# Is Non-Toxic Glue Safe To Use in Toymaking?



## Annie (Nov 20, 2009)

Please advise....thanks.


----------



## Mythara (Apr 9, 2009)

No. Never use any glue for toy making. The closest safe alternative is flour and water. Here is some information on toy safety and toy parts:

http://www.feathersandforage.co.uk/?page_id=225
http://www.feathersandforage.co.uk/?page_id=234
http://www.feathersandforage.co.uk/?p=534


----------



## tielfan (Aug 31, 2008)

There are many websites on making toys for bird that say it's OK to use non-toxic glue.


----------



## Mythara (Apr 9, 2009)

I've never seen any websites that says it's ok to use. The only time I've heard of people using it, is hot glue for playgyms, and it's then carefully wrapped so they can't get access to it.


----------



## Justin (May 15, 2009)

I agree with Mythara, adhesives in general are toxic to birds. Usually when they say nontoxic it means for human children, but our cockatiels are much smaller than a human child and more delicate and sensitive.


----------



## Annie (Nov 20, 2009)

Thanks Mythara, Tielfan and Justin. I agree with Tielfan that so many sites teach you to use non-toxic glue to make bird toys, and I also agree with Justin that the "non-toxic glue" is meant for kids and not birds. Why take a chance when one can just use a flour-and-water paste as glue? Thanks Mythara for the suggestion. This will be the only kind of glue I'll ever use from now on.
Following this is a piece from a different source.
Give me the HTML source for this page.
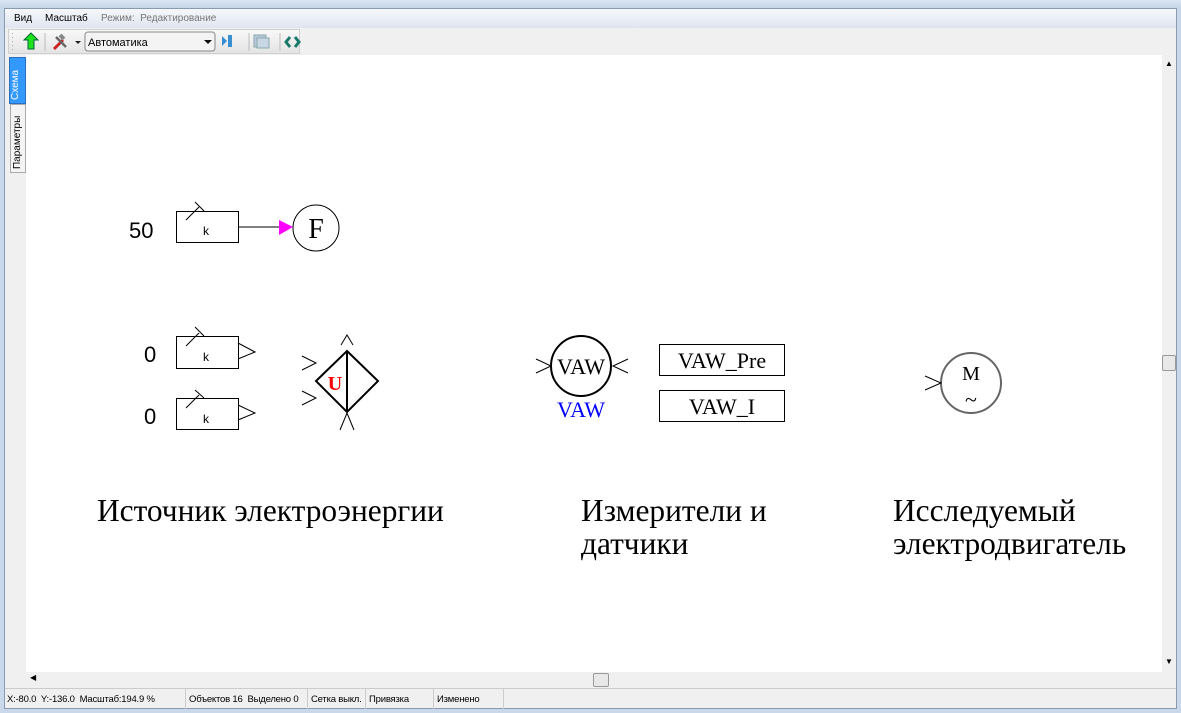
<!DOCTYPE html>
<html><head><meta charset="utf-8"><style>
*{margin:0;padding:0;box-sizing:border-box}
body{width:1181px;height:713px;overflow:hidden;background:#c9d8ea;font-family:"Liberation Sans",sans-serif;font-size:11px;position:relative}
.abs{position:absolute}
</style></head><body>
<div class="abs" style="left:0;top:0;width:1181px;height:8px;background:linear-gradient(#dbe6f3,#c5d5e8)"></div>
<div class="abs" style="left:4px;top:8px;width:1173px;height:701px;background:#f0f0f0;border:1px solid #8a9bb0"></div>
<div class="abs" style="left:5px;top:9px;width:1171px;height:19px;background:linear-gradient(#f5f7fb,#dfe5f0)"></div>
<div class="abs" style="left:14px;top:13px;font-size:10px;color:#000">Вид</div>
<div class="abs" style="left:45px;top:13px;font-size:10px;color:#000">Масштаб</div>
<div class="abs" style="left:101px;top:13px;font-size:10px;color:#777">Режим:&nbsp; Редактирование</div>
<div class="abs" style="left:8px;top:29px;width:292px;height:25px;background:linear-gradient(#f8f8f8,#e4e4e4);border:1px solid #d0d0d0"></div>
<svg class="abs" style="left:8px;top:29px" width="300" height="26">
<g fill="#aaa"><rect x="4" y="4" width="1" height="1"/><rect x="4" y="8" width="1" height="1"/><rect x="4" y="12" width="1" height="1"/><rect x="4" y="16" width="1" height="1"/><rect x="4" y="20" width="1" height="1"/></g>
<path d="M23 4 L30 11 L26 11 L26 20 L20 20 L20 11 L16 11Z" fill="#1ee21e" stroke="#063" stroke-width="1"/>
<line x1="37" y1="4" x2="37" y2="22" stroke="#bbb"/>
<path d="M46 20 L55 11" stroke="#c22" stroke-width="3"/><path d="M48 8 L58 18" stroke="#666" stroke-width="2.5"/><path d="M52 6 L56 10" stroke="#888" stroke-width="4"/>
<path d="M67 12 L73 12 L70 15Z" fill="#222"/>
<rect x="77" y="3" width="130" height="19" rx="3" fill="#f4f4f4" stroke="#888"/>
<text x="80" y="17" font-size="11" font-family="Liberation Sans">Автоматика</text>
<path d="M196 11 L204 11 L200 15Z" fill="#111"/>
<path d="M214 7 L219 12 L214 17Z" fill="#3a8fd0"/><rect x="220" y="6" width="4" height="12" fill="#3a8fd0"/>
<line x1="241" y1="4" x2="241" y2="22" stroke="#bbb"/>
<rect x="246" y="6" width="12" height="12" fill="#b8c8dc" stroke="#8aa"/><rect x="249" y="9" width="12" height="10" fill="#c8d6e6" stroke="#8aa"/>
<line x1="272" y1="4" x2="272" y2="22" stroke="#bbb"/>
<path d="M282 8 L278 13 L282 18 M287 8 L291 13 L287 18" stroke="#1a7a6a" stroke-width="3" fill="none"/>
</svg>
<div class="abs" style="left:9px;top:57px;width:17px;height:47px;background:#3399ff;border:1px solid #2a6fc0"></div>
<div class="abs" style="left:10px;top:100px;color:#fff;font-size:10px;transform:rotate(-90deg);transform-origin:0 0;white-space:nowrap">Схема</div>
<div class="abs" style="left:10px;top:104px;width:16px;height:69px;background:#f4f4f4;border:1px solid #aaa"></div>
<div class="abs" style="left:12px;top:169px;color:#000;font-size:10px;transform:rotate(-90deg);transform-origin:0 0;white-space:nowrap">Параметры</div>
<div class="abs" style="left:26px;top:55px;width:1136px;height:617px;background:#fff"></div>
<div class="abs" style="left:1162px;top:55px;width:14px;height:617px;background:#f0f0f0"></div>
<div class="abs" style="left:1165px;top:59px;font-size:8px">▲</div>
<div class="abs" style="left:1165px;top:657px;font-size:8px">▼</div>
<div class="abs" style="left:1162px;top:355px;width:14px;height:16px;background:#e8e8e8;border:1px solid #999;border-radius:2px"></div>
<div class="abs" style="left:26px;top:672px;width:1136px;height:15px;background:#f0f0f0"></div>
<div class="abs" style="left:30px;top:673px;font-size:8px">◀</div>
<div class="abs" style="left:593px;top:673px;width:16px;height:14px;background:#e8e8e8;border:1px solid #999;border-radius:2px"></div>
<div class="abs" style="left:5px;top:688px;width:1171px;height:20px;background:#f0f0f0;border-top:1px solid #ccc;font-size:9.5px;letter-spacing:-0.2px;white-space:nowrap">
<span class="abs" style="left:2px;top:5px">X:-80.0&nbsp; Y:-136.0&nbsp; Масштаб:194.9 %</span>
<span class="abs" style="left:180px;top:0;height:20px;border-left:1px solid #ccc"></span>
<span class="abs" style="left:184px;top:5px">Объектов 16&nbsp; Выделено 0</span>
<span class="abs" style="left:302px;top:0;height:20px;border-left:1px solid #ccc"></span>
<span class="abs" style="left:306px;top:5px">Сетка выкл.</span>
<span class="abs" style="left:360px;top:0;height:20px;border-left:1px solid #ccc"></span>
<span class="abs" style="left:364px;top:5px">Привязка</span>
<span class="abs" style="left:428px;top:0;height:20px;border-left:1px solid #ccc"></span>
<span class="abs" style="left:432px;top:5px">Изменено</span>
<span class="abs" style="left:498px;top:0;height:20px;border-left:1px solid #ccc"></span>
</div>
<svg class="abs" style="left:0;top:0" width="1181" height="713" font-family="Liberation Sans">
<g stroke="#000" fill="none" stroke-width="1">
<rect x="176.5" y="211.5" width="62" height="31"/><path d="M186 220 L199 207 M195 202 L204 211"/>
<line x1="238" y1="227" x2="279" y2="227"/>
<rect x="176.5" y="336.5" width="62" height="32"/><path d="M186 346 L199 333 M195 327 L204 336"/>
<path d="M238 343 L255 352 L238 359"/>
<rect x="176.5" y="398.5" width="62" height="31"/><path d="M186 408 L199 395 M195 390 L204 398"/>
<path d="M238 405 L255 413 L238 420"/>
<circle cx="316" cy="228" r="23"/>
<path d="M302 356 L316 363 L302 370 M302 391 L316 398 L302 405"/>
<path d="M347 351 L378 381 L347 412 L316 381Z" stroke-width="2"/><line x1="347" y1="351" x2="347" y2="412" stroke-width="2"/>
<path d="M341 345 L347 335 L353 345 M340 430 L347 413 L354 430"/>
<circle cx="581" cy="366" r="30" stroke-width="2"/>
<path d="M536 359 L551 366 L536 373 M628 359 L613 366 L628 373"/>
<rect x="659.5" y="344.5" width="125" height="31"/>
<rect x="659.5" y="390.5" width="125" height="31"/>
<circle cx="971" cy="383" r="30" stroke="#666" stroke-width="2"/>
<path d="M925 376 L941 383 L925 390"/>
</g>
<path d="M279 220 L293 227 L279 235Z" fill="#f0f"/>
<text x="203" y="235" font-size="12">k</text><text x="203" y="361" font-size="12">k</text><text x="203" y="423" font-size="12">k</text>
<text x="129" y="238" font-size="22">50</text>
<text x="144" y="362" font-size="22">0</text><text x="144" y="424" font-size="22">0</text>
<g font-family="Liberation Serif">
<text x="316" y="238" font-size="28" text-anchor="middle">F</text>
<text x="335" y="390" font-size="20" font-weight="bold" fill="#f00" text-anchor="middle">U</text>
<text x="581" y="374" font-size="22" text-anchor="middle">VAW</text>
<text x="581" y="417" font-size="22" text-anchor="middle" fill="#00f">VAW</text>
<text x="722" y="368" font-size="22" text-anchor="middle">VAW_Pre</text>
<text x="722" y="414" font-size="22" text-anchor="middle">VAW_I</text>
<text x="971" y="380" font-size="20" text-anchor="middle">M</text>
<text x="971" y="407" font-size="22" text-anchor="middle">~</text>
<text x="97" y="521" font-size="31.4">Источник электроэнергии</text>
<text x="581" y="521" font-size="31.4">Измерители и</text>
<text x="581" y="554" font-size="31.4">датчики</text>
<text x="893" y="521" font-size="31.4">Исследуемый</text>
<text x="893" y="554" font-size="31.4">электродвигатель</text>
</g>
</svg>
</body></html>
By the way, I made 2 toys tonight. I will post the pics later for everyone to critique (and I'll have people telling me they are perfectly safe and others telling me they will kill my tiel! Ha ha ha).


----------



## Mythara (Apr 9, 2009)

Remember too, that not all things that websites will suggest using are actually safe. It's always best to do your own research - for example, some suggest giving cereal boxes, while others aviod them due to the inks used to print them, and some suggest using toilet paper tubes, while others aviod them, because they may or may not have toxic glue between the layers. PVC is toxic to birds if they chew on it, but a lot of people still use it to make toys and playgyms. Personally I avoid anything that might be dubious, because there are so many other safer things to use, why take the risk.

Edit - another thing to check when using websites to find toy ideas, is what sort of bird the toy is designed for. Toys need to be size appropriate. For example, I let my cockatiels play with buttons. It's safe because the buttons are too big to swallow, and too tough to break. A conure or macaw on the other hand, could easily break up and swallow pieces of the buttons (or the whole thing) so it wouldn't be safe for them. Toys designed for larger birds can be perfectly safe for them, but a cockatiels head could get stuck in a gap, that a larger bird couldn't get its head into, and so on. A blue and gold macaw, is over 1kg in weight, compared to a 100g 'tiel. It's possible that they would be be ok with a very low toxicity that would be deadly to a 'tiel. Just something to consider. I do a lot of research before using anything for making toys, and I know the toys on my blog are as safe as they can be, for cockatiels and budgies.


----------



## Annie (Nov 20, 2009)

Thanks Mythara. I will make good use of your blogs I just made a suggestion to have a new forum topic created just for toys and toy safety because I think we can all benefit from it.   This has always been my biggest concern because of all the conflicting info we get on the Internet. 

Thanks again...


----------